Behavioral and Brain Sciences

Target Article

Coevolution of neocortical size, group size and language in humans

R. I. M. Dunbara1

a1 Human Evolutionary Biology Research Group, Department of Anthropology, University College London, London WC1E 6BT, England Electronic mail: ucsarid@ucl.ac.uk

Abstract

Group size covaries with relative neocortical volume in nonhuman primates. This regression equation predicts a group size for modern humans very similar to that for hunter-gatherer and traditional horticulturalist societies. Similar group sizes are found in other contemporary and historical societies. Nonhuman primates maintain group cohesion through social grooming; among the Old World monkeys and apes, social grooming time is linearly related to group size. Maintaining stability of human-sized groups by grooming alone would make intolerable time demands.
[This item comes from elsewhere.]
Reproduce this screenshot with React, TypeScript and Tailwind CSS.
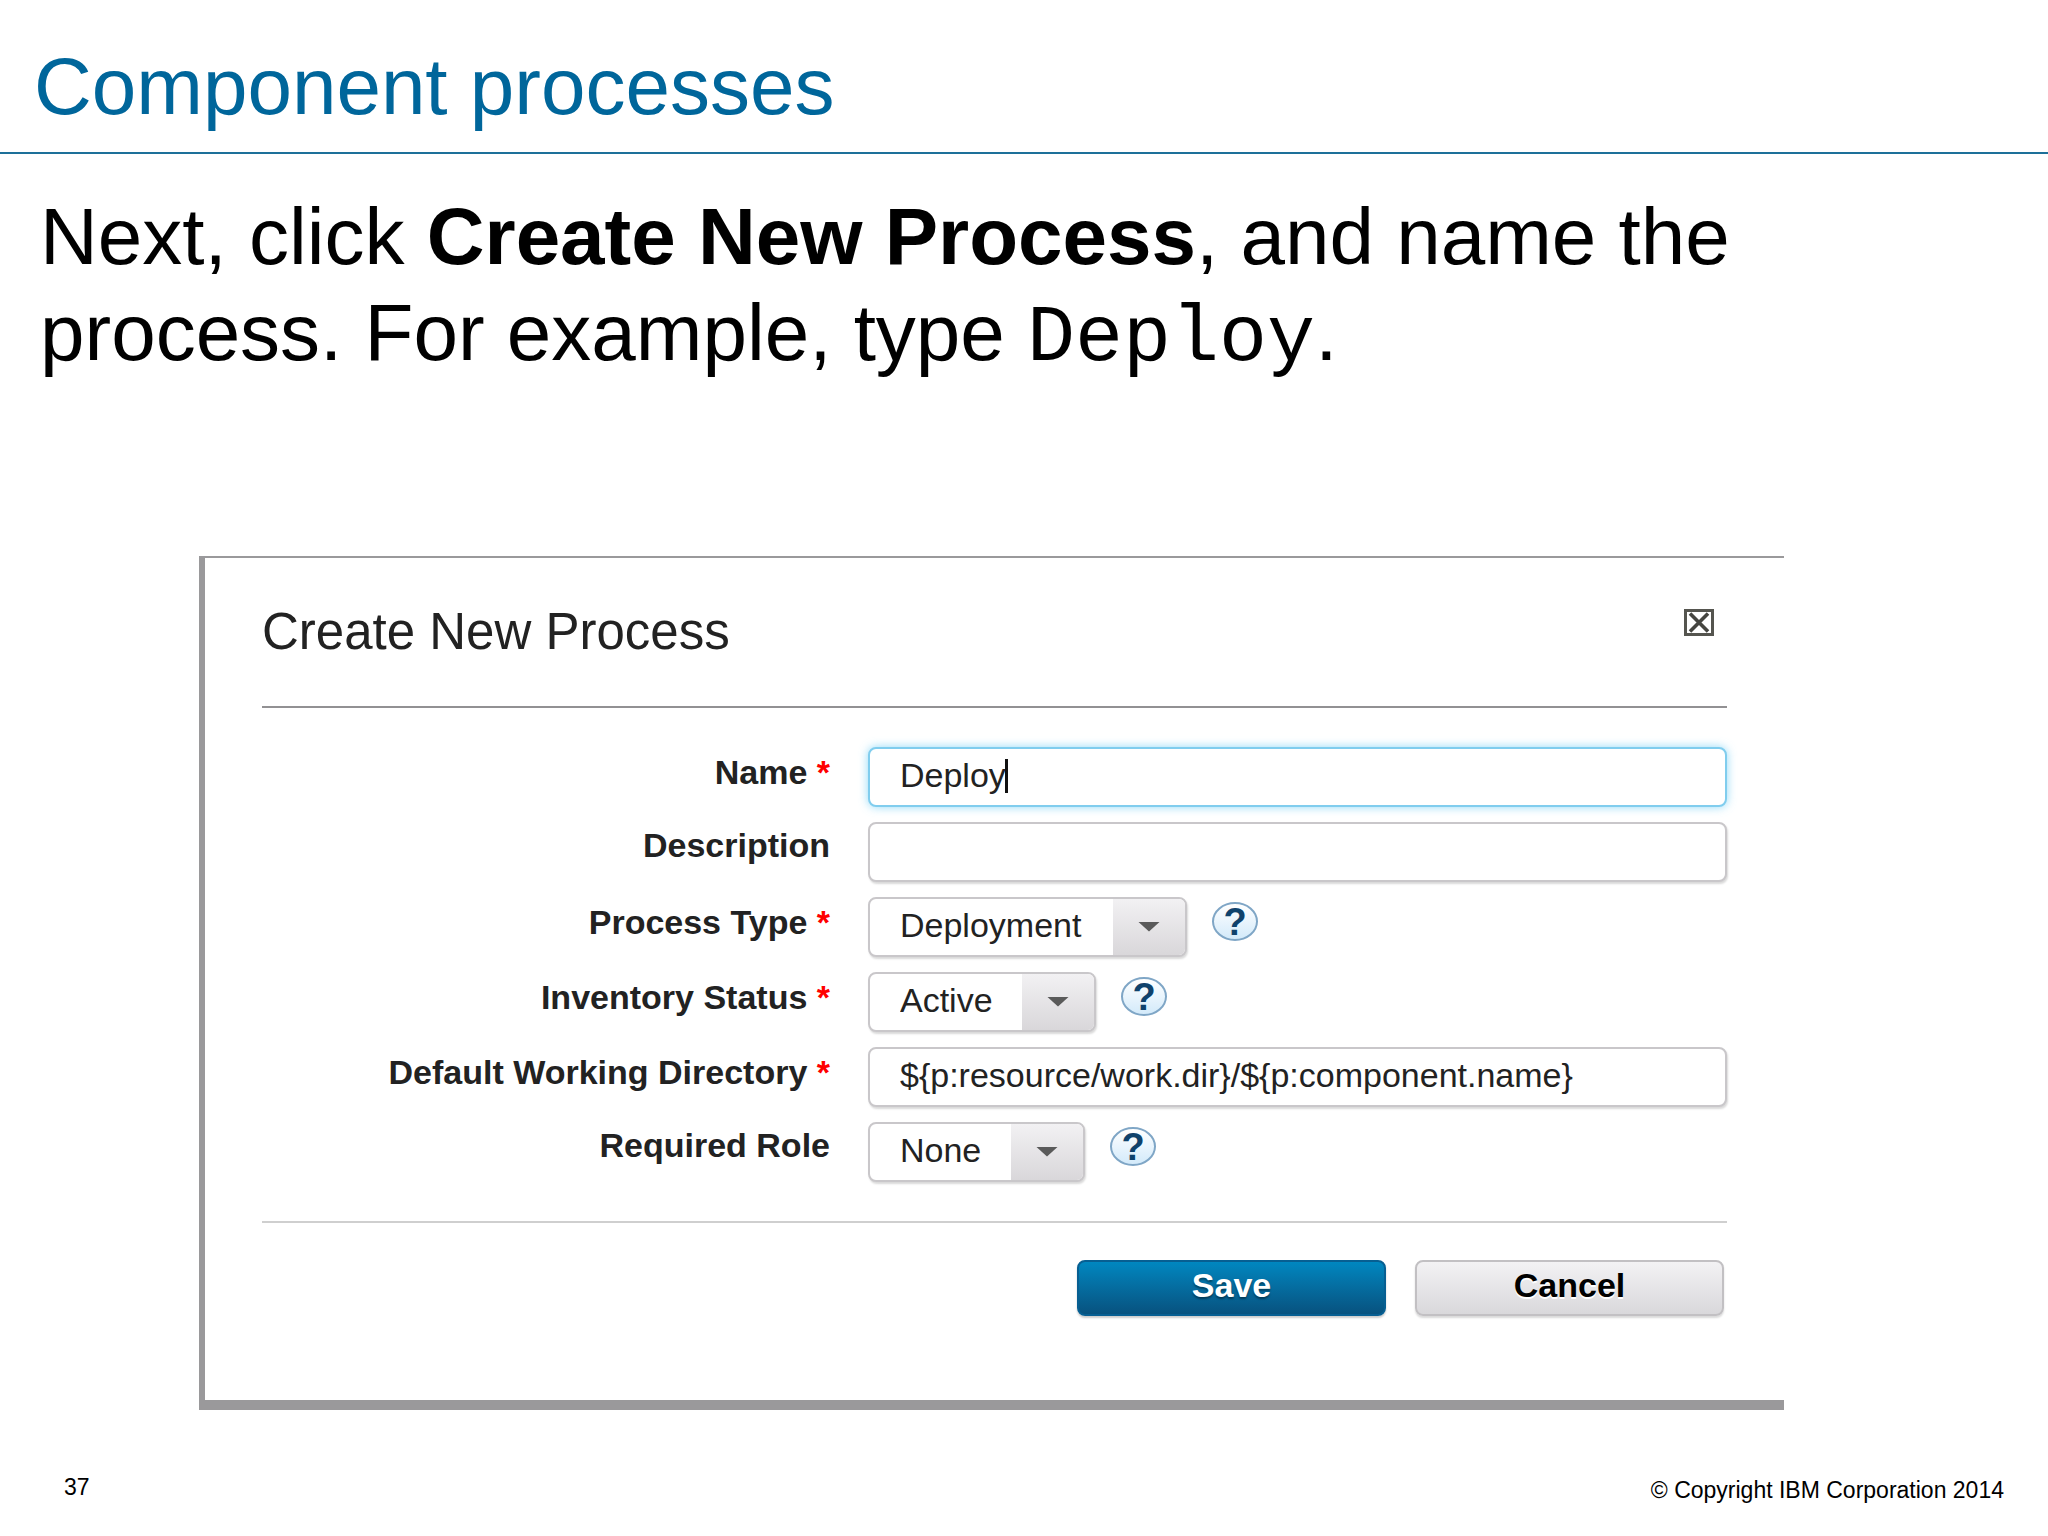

It is therefore suggested (1) that the evolution of large groups in the human lineage depended on developing a more efficient method for time-sharing the processes of social bonding and (2) that language uniquely fulfills this requirement. Data on the size of conversational and other small interacting groups of humans accord with the predicted relative efficiency of conversation compared to grooming as a bonding process. In human conversations about 60% of time is spent gossiping about relationships and personal experiences. Language may accordingly have evolved to allow individuals to learn about the behavioural characteristics of other group members more rapidly than was feasible by direct observation alone.